Briefly, let’s discuss what I mean by a joint.

A joint is the connection of two or more bones and the ability for motion to occur relative to one another. The space between these bones is joint workspace, and the connective tissue that encapsulates those bones is known as the joint capsule and is our capsular workspace. Joints are often made up of several other elements of connective tissue which include ligaments, tendons, and cartilage. 

Joints are plastic to training, and joint-specific training will elicit positive multifaceted effects to change the physical state of the joint in ways that increase function, fitness, and health. 


Case Example


Recently, a client came to me who was experiencing low-back pain. We did three different spine assessments, each of which focused on the fundamental joint range of motion of the spine, flexion, and extension. Majority of cases that I see, the client lacks one or both of the fundamental ranges of motion in the area complained about.

The goal of each test was to see how much joint workspace had access to and could control.

First, we assessed his entire spine.

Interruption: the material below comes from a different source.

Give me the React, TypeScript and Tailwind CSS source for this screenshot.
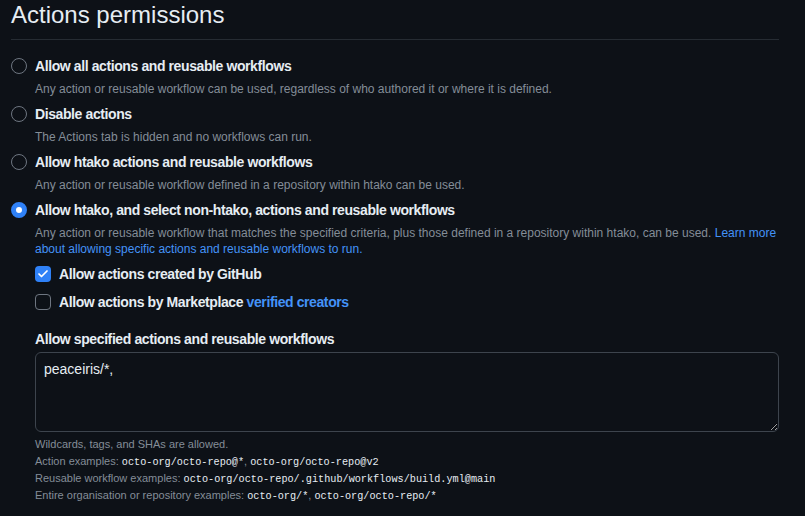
import { Check } from "lucide-react"

interface RadioItemProps {
    title: string
    checked?: boolean
    children: React.ReactNode
}

const RadioItem: React.FC<RadioItemProps> = ({ title, checked = false, children }) => {
    return (
        <div className="flex items-start gap-2">
            <div
                className={
                    checked
                        ? "mt-[2px] w-4 h-4 shrink-0 rounded-full border-[5px] border-[#2f81f7] bg-white"
                        : "mt-[2px] w-4 h-4 shrink-0 rounded-full border border-[#6e7681] bg-transparent"
                }
            />
            <div className="flex-1">
                <div className="text-[14px] leading-[20px] font-bold tracking-[-0.4px] text-[#e6edf3]">{title}</div>
                <div className="mt-[5px] text-[12px] leading-[16px] text-[#848d97]">{children}</div>
            </div>
        </div>
    )
}

const Code: React.FC<{ children: React.ReactNode }> = ({ children }) => (
    <span className="font-['Liberation_Mono',monospace] text-[10.2px] leading-none text-[#e6edf3]">{children}</span>
)

export default function App() {
    return (
        <div className="min-h-screen bg-[#0d1117] font-['Liberation_Sans',sans-serif]">
            <div className="pl-[11px] pr-[26px]">
                <h2 className="text-[24px] leading-[30px] font-normal text-[#e6edf3] pb-[9px] border-b border-[#262c33]">
                    Actions permissions
                </h2>

                <div className="mt-[16px] flex flex-col gap-[7px]">
                    <RadioItem title="Allow all actions and reusable workflows">
                        Any action or reusable workflow can be used, regardless of who authored it or where it is defined.
                    </RadioItem>
                    <RadioItem title="Disable actions">
                        The Actions tab is hidden and no workflows can run.
                    </RadioItem>
                    <RadioItem title="Allow htako actions and reusable workflows">
                        Any action or reusable workflow defined in a repository within htako can be used.
                    </RadioItem>
                    <RadioItem checked title="Allow htako, and select non-htako, actions and reusable workflows">
                        Any action or reusable workflow that matches the specified criteria, plus those defined in a repository within htako, can be used.{" "}
                        <a className="text-[#4493f8]">Learn more about allowing specific actions and reusable workflows to run.</a>
                    </RadioItem>
                </div>

                <div className="pl-6 mt-[7px]">
                    <div className="flex flex-col gap-2">
                        <div className="flex items-center gap-2 h-5">
                            <div className="w-4 h-4 rounded-[4px] bg-[#2f81f7] flex items-center justify-center">
                                <Check className="w-3 h-3 text-white" strokeWidth={3.5} />
                            </div>
                            <div className="text-[14px] leading-[20px] font-bold tracking-[-0.4px] text-[#e6edf3]">Allow actions created by GitHub</div>
                        </div>
                        <div className="flex items-center gap-2 h-5">
                            <div className="w-4 h-4 rounded-[4px] border border-[#6e7681]" />
                            <div className="text-[14px] leading-[20px] font-bold tracking-[-0.4px] text-[#e6edf3]">
                                Allow actions by Marketplace <span className="text-[#4493f8]">verified creators</span>
                            </div>
                        </div>
                    </div>

                    <div className="mt-[17px] text-[14px] leading-[20px] font-bold tracking-[-0.4px] text-[#e6edf3]">
                        Allow specified actions and reusable workflows
                    </div>
                    <textarea
                        defaultValue="peaceiris/*,"
                        className="mt-[3px] block w-[744px] h-[80px] rounded-[6px] border border-[#3d444d] bg-[#0d1117] px-2 pt-[6px] text-[14px] leading-[20px] text-[#e6edf3] outline-none [color-scheme:dark] font-['Liberation_Sans',sans-serif]"
                    />
                    <div className="mt-1 text-[11px] leading-[17px] text-[#848d97]">
                        <div>Wildcards, tags, and SHAs are allowed.</div>
                        <div>
                            Action examples: <Code>octo-org/octo-repo@*</Code>, <Code>octo-org/octo-repo@v2</Code>
                        </div>
                        <div>
                            Reusable workflow examples: <Code>octo-org/octo-repo/.github/workflows/build.yml@main</Code>
                        </div>
                        <div>
                            Entire organisation or repository examples: <Code>octo-org/*</Code>, <Code>octo-org/octo-repo/*</Code>
                        </div>
                    </div>
                </div>
            </div>
        </div>
    )
}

This test showed that he has a point in his mid-back that moves the most, while other areas of the spine move in large chunks versus segmentally or joint by joint — we call these hinge points. Next, I had them do a test that focused on the thoracic spine, again only in flexion and extension. This was his better “stuff”; he was able to move it some each way on his own, and after some verbal cueing and tactile feedback, he was able to improve and explore the current joint workspace of his entire thoracic spine. Last, we assessed his lumbar spine or lower back, where his main complaint was. This lumbar-specific test revealed he essentially had NO useable joint workspace. His lumbar spine not only hardly moved and sought compensation in the hinge point but moved in one large chunk rather than in five segments. 

This last assessment revealed a few things; one, from an information perspective, his nervous system has no clue that it has five individual joints to organize with and use, basically just a rod. Because of this, he has no idea how to control and move that stuff. Further, none of these segments are able to move actively, so there will be atrophy in the deeper tissues whose job it is to move the individual segments of the lumbar spine—the multifidus muscles. Based on all of this information, we know exactly where we can start to intervene from a treatment and training perspective. 

Our job is to begin by learning how to contract the deep tissues of the lower spine, essentially putting a spotlight on the joints and deep muscles and telling the nervous system, “Hey, look at this stuff!” 

It may not seem like a lot, but for a nervous system that has not had any type of experience with that tissue in decades, it’s a big deal. 

This is where we are going to live, treat, and train for a while, learning to fire that stuff and learn to move those five joints in their fundamental ranges of motion. Over time, we will improve the nervous system’s action map, having more access to more “stuff,” and teach it how to use that stuff to move individual joints through space, thus providing more information. 

This is low-hanging fruit. A simple place in the system to intervene and create massive changes—cumulative multifaceted effects. Being that it has been years upon years of receiving little to no information from the lumbar spine, any new and relevant information we do provide, the CNS will gobble it up like a little fat kid. 

It is important to realize that LBP can be a complex problem that can be managed with simple solutions if there is a logical means to assess the root causes and a logical and appropriate means to intervene.

The problem is navigating the medical system to find such an assessment and practitioner. I recommend self-advocating and doing the research and networking to find trusted health practitioners. 

Don’t let the system define your care. Create your own care. You can create your own choices from people you trust and build your own network of care choices.